I grew up in a town about the size of Joplin, Missouri. I can imagine what it must have been like to be a child in the path of the storm. I can imagine the howling wind and the horror of twisted metal, trees lifted from the ground and buildings demolished, as half your world was wiped away in a matter of minutes.
It must have felt like the end of the world.
I can imagine what is must have been like for thousands across Alabama, Tennessee, Louisiana and Georgia as dozens of killer tornados blazed a path of destruction like General Sherman’s march to the sea.
I can imagine what it must be like for hundreds of thousands still living in the nuclear dead zone of Japan, where the soil is infertile, where the land, the air and the water are contaminated forever.
It must feel like the end of the world.
The religious are inclined to say it is the wrath of God. The secular may say it is nature’s revenge.

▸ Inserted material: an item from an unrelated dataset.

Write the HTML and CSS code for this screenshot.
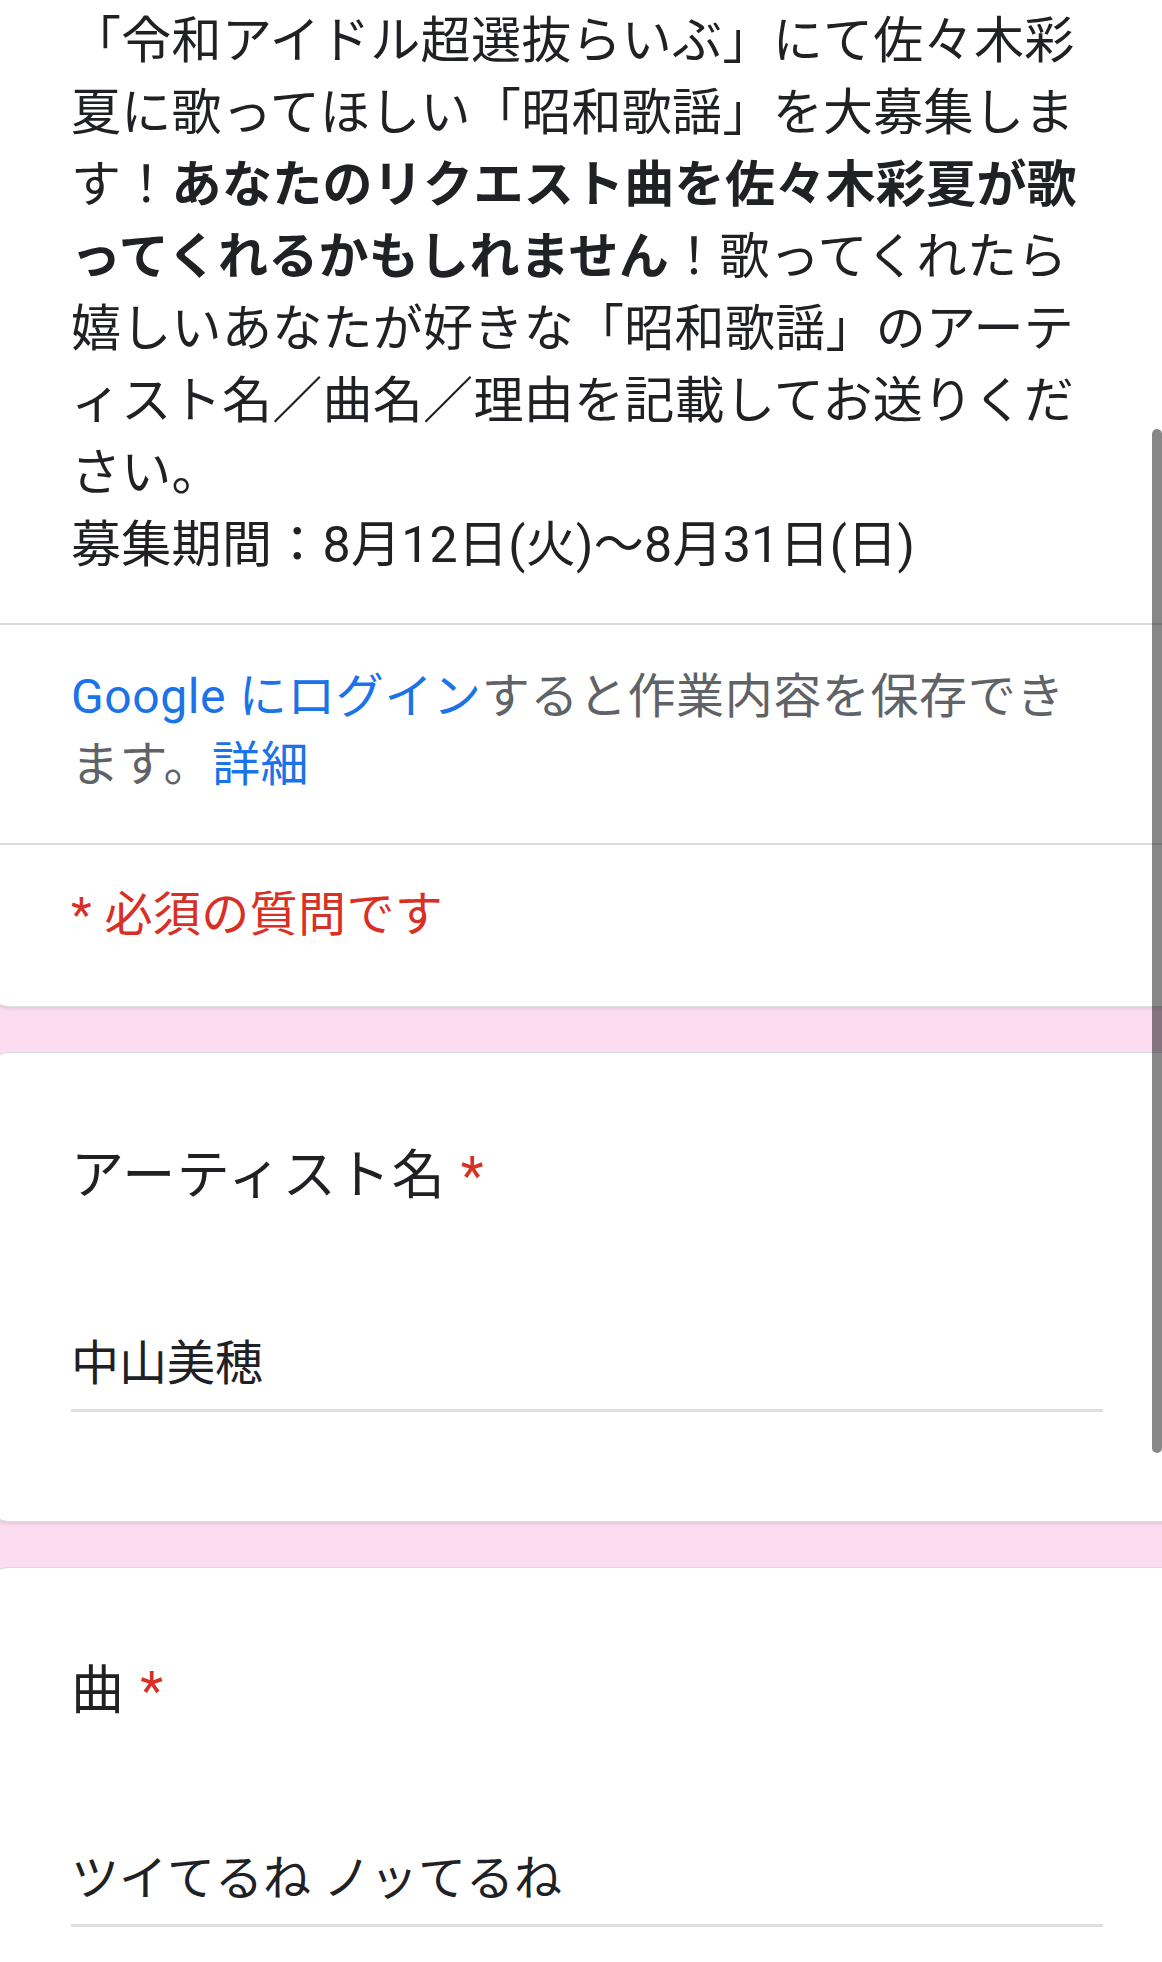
FILE: index.html
```html
<!DOCTYPE html>
<html lang="ja">
<head>
<meta charset="utf-8">
<title>昭和歌謡リクエスト</title>
<link rel="stylesheet" href="styles.css">
</head>
<body>
<main class="form">
  <section class="card card-head">
    <div class="sec sec-desc">
      <p class="desc">「令和アイドル超選抜らいぶ」にて佐々木彩夏に歌ってほしい「昭和歌謡」を大募集します！<b>あなたのリクエスト曲を佐々木彩夏が歌ってくれるかもしれません</b>！歌ってくれたら嬉しいあなたが好きな「昭和歌謡」のアーティスト名／曲名／理由を記載してお送りください。<br>募集期間：8月12日(火)〜8月31日(日)</p>
    </div>
    <div class="sec sec-login">
      <p class="login"><a class="link">Google にログイン</a>すると作業内容を保存できます。<a class="link">詳細</a></p>
    </div>
    <div class="sec sec-req">
      <p class="req">* 必須の質問です</p>
    </div>
  </section>

  <section class="card card-q">
    <h2 class="q-title">アーティスト名 <span class="ast">*</span></h2>
    <div class="answer">中山美穂</div>
  </section>

  <section class="card card-q">
    <h2 class="q-title">曲 <span class="ast">*</span></h2>
    <div class="answer">ツイてるね ノッてるね</div>
  </section>
</main>
<div class="scrollbar"></div>
</body>
</html>
```
FILE: styles.css
```css
* {
  box-sizing: border-box;
}

html, body {
  margin: 0;
  padding: 0;
}

body {
  width: 1162px;
  height: 1962px;
  overflow: hidden;
  background: #fcdcf0;
  font-family: Roboto, "Noto Sans CJK JP", "Noto Sans", sans-serif;
  color: #202124;
}

.form {
  display: flex;
  flex-direction: column;
  gap: 45px;
  margin: -40px -24px 0 -8px;
}

.card {
  background: #ffffff;
  border: 1px solid #dadce0;
  border-radius: 16px;
  box-shadow: 0 2px 3px rgba(60, 64, 67, 0.12);
}

p {
  margin: 0;
}

.sec {
  padding-left: 78px;
}

.sec + .sec {
  border-top: 2px solid #dadce0;
}

.sec-desc {
  padding-top: 44px;
  padding-bottom: 42px;
}

.desc {
  width: 1024px;
  font-size: 50px;
  line-height: 72px;
  letter-spacing: 0.3px;
  color: #202124;
}

.desc b {
  font-weight: 700;
}

.sec-login {
  padding-top: 38px;
  padding-bottom: 44px;
}

.login {
  width: 1022px;
  font-size: 48px;
  line-height: 68px;
  letter-spacing: 0.6px;
  color: #5f6368;
}

.link {
  color: #1a73e8;
  text-decoration: none;
}

.sec-req {
  padding-top: 36px;
  padding-bottom: 57px;
}

.req {
  font-size: 48px;
  line-height: 68px;
  letter-spacing: 0.4px;
  color: #d93025;
}

.card-q {
  padding: 86px 0 109px 78px;
}

.q-title {
  margin: 0;
  font-size: 53px;
  line-height: 74px;
  font-weight: 400;
  letter-spacing: 1.5px;
  color: #202124;
}

.ast {
  color: #d93025;
}

.answer {
  width: 1032px;
  margin-top: 121px;
  padding-bottom: 15px;
  border-bottom: 3px solid #e0e0e0;
  font-size: 48px;
  line-height: 60px;
  color: #202124;
}

.scrollbar {
  position: fixed;
  top: 429px;
  right: 0;
  width: 10px;
  height: 1024px;
  border-radius: 5px;
  background: rgba(0, 0, 0, 0.47);
}
```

The scientific community says it is a confirmation of global climate change. But to that child in Joplin Missouri, Tuscaloosa Alabama or Fukushima Japan it does not matter. The age of catastrophe is upon us.
We are closer to the end of the world than we have ever been before and tomorrow we will be closer than we are today.

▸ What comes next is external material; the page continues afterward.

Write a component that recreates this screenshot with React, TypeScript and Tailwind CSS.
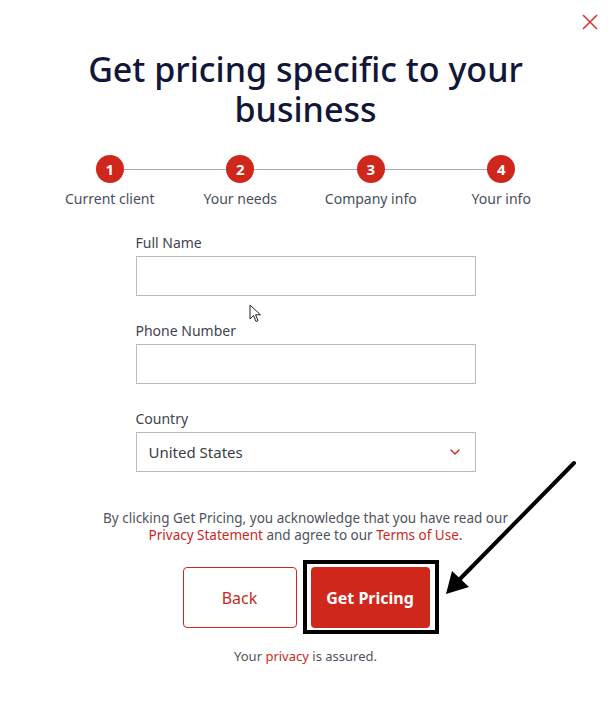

Japan is, in a sense, a microcosm of America. Without the natural resources required to support its ever-growing economy, it chose nuclear as an alternative to fossil fuels. Given that nation’s history it is an ironic choice. Now it seems they are stuck with it.
Japan’s nuclear crisis is a profound tragedy and one that will shadow its people for as long as they shall live. They chose nuclear energy in an age of natural disasters and they must pay the price. They have become a virtual dead zone, an enigma to the rest of the world. Their days are dark and their future is imperiled.

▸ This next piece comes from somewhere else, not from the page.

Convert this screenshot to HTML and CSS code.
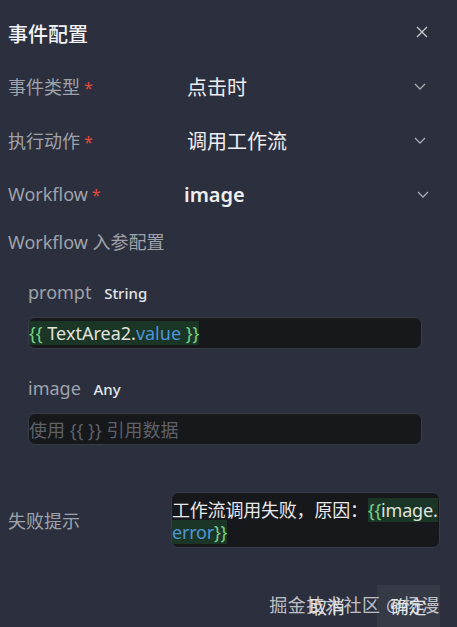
FILE: index.html
```html
<!DOCTYPE html>
<html lang="zh-CN">
<head>
  <meta charset="UTF-8">
  <meta name="viewport" content="width=device-width, initial-scale=1.0">
  <title>事件配置</title>
  <link rel="stylesheet" href="styles.css">
</head>
<body>
  <div class="panel">
    <div class="header">
      <h1 class="title">事件配置</h1>
      <svg class="close" width="12" height="12" viewBox="0 0 12 12"><path d="M1 1L11 11M11 1L1 11" stroke="#c3c5cc" stroke-width="1.4" fill="none"/></svg>
    </div>

    <div class="form">
      <div class="row">
        <span class="label">事件类型<i class="req">*</i></span>
        <span class="value">点击时</span>
        <svg class="chevron" width="12" height="7" viewBox="0 0 12 7"><path d="M1 1L6 6L11 1" stroke="#a9abb3" stroke-width="1.3" fill="none"/></svg>
      </div>
      <div class="row">
        <span class="label">执行动作<i class="req">*</i></span>
        <span class="value">调用工作流</span>
        <svg class="chevron" width="12" height="7" viewBox="0 0 12 7"><path d="M1 1L6 6L11 1" stroke="#a9abb3" stroke-width="1.3" fill="none"/></svg>
      </div>
      <div class="row">
        <span class="label">Workflow<i class="req">*</i></span>
        <span class="value value-latin">image</span>
        <svg class="chevron chevron-wide" width="12" height="7" viewBox="0 0 12 7"><path d="M1 1L6 6L11 1" stroke="#a9abb3" stroke-width="1.3" fill="none"/></svg>
      </div>
      <div class="section-title">Workflow 入参配置</div>
    </div>

    <div class="params">
      <div class="param-name">prompt <span class="type">String</span></div>
      <div class="input">
        <span class="expr"><span class="brace">{{</span> TextArea2.<span class="prop">value</span> <span class="brace">}}</span></span>
      </div>

      <div class="param-name">image <span class="type">Any</span></div>
      <div class="input">
        <span class="placeholder">使用 {{ }} 引用数据</span>
      </div>
    </div>

    <div class="fail-row">
      <span class="label">失败提示</span>
      <div class="textarea">
        <div class="line">工作流调用失败，原因：<span class="expr"><span class="brace">{{</span>image.</span></div>
        <div class="line"><span class="expr"><span class="prop">error</span><span class="brace">}}</span></span></div>
      </div>
    </div>

    <div class="footer">
      <button class="btn">取消</button>
      <button class="btn btn-primary">确定</button>
      <span class="watermark">掘金技术社区 @杨漫</span>
    </div>
  </div>
</body>
</html>
```

FILE: styles.css
```css
/* dark event config panel */
html, body {
  margin: 0;
  background: #2c303e;
}

.panel {
  width: 457px;
  height: 627px;
  padding: 0 8px;
  box-sizing: border-box;
  font-family: "Noto Sans", "Noto Sans CJK SC", sans-serif;
  color: #e6e7ea;
  position: relative;
}

.header {
  height: 66px;
  display: flex;
  align-items: center;
  justify-content: space-between;
}

.title {
  margin: 0;
  font-size: 20px;
  font-weight: 500;
  color: #f2f2f4;
}

.close {
  margin-right: 21px;
  margin-top: -2px;
}

.form {
  display: flex;
  flex-direction: column;
  gap: 14px;
}

.row {
  height: 40px;
  display: flex;
  align-items: center;
}

.label {
  font-size: 18px;
  color: #9fa2aa;
  width: 179px;
  flex-shrink: 0;
}

.req {
  font-style: normal;
  color: #e5483b;
  margin-left: 4px;
  font-size: 16px;
}

.value {
  flex: 1;
  font-size: 20px;
  font-weight: 400;
  color: #eeeef0;
}

.value-latin {
  margin-left: -3px;
  font-weight: 600;
}

.chevron {
  margin-right: 23px;
}

.chevron-wide {
  margin-right: 20px;
}

.section-title {
  height: 28px;
  line-height: 28px;
  font-size: 18px;
  color: #9fa2aa;
}

.params {
  padding-left: 20px;
  padding-top: 24px;
}

.param-name {
  height: 24px;
  line-height: 24px;
  font-size: 18px;
  color: #9fa2aa;
}

.param-name + .input {
  margin-top: 13px;
}

.input + .param-name {
  margin-top: 27px;
}

.type {
  font-size: 15px;
  font-weight: 500;
  color: #e4e5e8;
  margin-left: 8px;
}

.input {
  width: 394px;
  height: 32px;
  box-sizing: border-box;
  background: #16181c;
  border: 1px solid #393c46;
  border-radius: 7px;
  display: flex;
  align-items: center;
  font-size: 18px;
}

.expr {
  background: #1b3527;
  color: #e0e4dc;
}

.brace {
  color: #79d186;
}

.prop {
  color: #4f95da;
}

.placeholder {
  color: #5e6168;
}

.fail-row {
  display: flex;
  align-items: center;
  margin-top: 47px;
}

.fail-row .label {
  width: 163px;
}

.textarea {
  width: 269px;
  height: 56px;
  box-sizing: border-box;
  background: #16181c;
  border: 1px solid #393c46;
  border-radius: 7px;
  padding-top: 6px;
  font-size: 18px;
  line-height: 22px;
  color: #e8e8ea;
}

.line {
  white-space: nowrap;
  letter-spacing: -0.2px;
}

.footer {
  position: absolute;
  right: 17px;
  bottom: 0;
  height: 42px;
  display: flex;
  align-items: center;
  gap: 32px;
}

.btn {
  font-family: inherit;
  font-size: 18px;
  color: #e2e3e6;
  background: transparent;
  border: none;
  padding: 0;
  height: 42px;
}

.btn-primary {
  background: rgba(255, 255, 255, 0.05);
  width: 63px;
}

.watermark {
  position: absolute;
  right: 0;
  top: 50%;
  transform: translateY(-50%);
  margin-top: -2px;
  white-space: nowrap;
  font-size: 18px;
  letter-spacing: 0.6px;
  color: rgba(230, 231, 235, 0.8);
}
```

The story of Japan is a tragedy that might have been avoided. They had a choice. They took the nuclear option with the assurances of a scientific consensus that it was the safer option. It has become clear that that consensus was dead wrong and the harm is compounded because it has damaged the credibility of science at a time when that credibility is needed to prevent further catastrophes on an infinitely grander scale.
The tragedy of Japan’s nuclear experiment should be a lesson to America and the rest of the world as we confront a similar choice: In an age of catastrophe, when a single tornado can demolish half a city, when dozens of twisters can mark a path of annihilation through the south, when tsunamis and hurricanes can destroy national economies and wipe out hundreds of thousands from the earth, is the nuclear risk worth the gamble?
Until now most scientists have answered in the affirmative but the Japanese disaster has forced them to recalibrate. Science made a bad promise, Japan committed, France doubled down and Germany followed suit. Like Japan, France is now trapped in nuclear dependency as they await their own inevitable disaster.
Germany wants out. In the wake of recent election losses the administration of Angela Merkel has announced it will close all nuclear plants within eleven years. As news spreads through the back channels about how bad the Japanese crisis really is and how vulnerable we all are we can expect the people of Europe to demand that nuclear energy should be phased out throughout the continent. That is the virtue of democracy. When the people express a clear and decisive discontent, the government must respond or release the reins of power.
In America, the government and their corporate sponsors have been far more effective in deceiving the people. We are among the last holdouts on the science of climate change. Despite the mounting evidence and a string of environment disasters that support the theory, we cling to our monster vehicles and refuse to acknowledge a connection between the poisons we spew into the atmosphere and the planet’s revenge. We continue to elect representatives who are making plans for more coal, dirtier and more oil, chemical fracturing to mine liquid gas and, of course,0 more nuclear energy.
What do we know that the world fails to grasp? We have learned nothing from Joplin, from Katrina and New Orleans, from the bulging Mississippi River, from a catastrophic Gulf oil spill, from tornado strikes in California and Massachusetts, from the latest series of mining disasters, from flammable water and radioactive wastelands.
Will we learn nothing from Japan?
Nuclear energy, like coal and oil and oil sands and oil shale, is a last resort energy source for very good reason: It is there and we can exploit it but its cost is high and in the end it will destroy us.
We are at a critical point in history. Those nations that turn now to cleaner sources of energy, to solar and wind and efficient mass transit, will be the nations that dominate the future.
If at this critical juncture we hide our heads in the sand and wait for the next chain of catastrophes to render us a third rate power, we will have only ourselves to blame.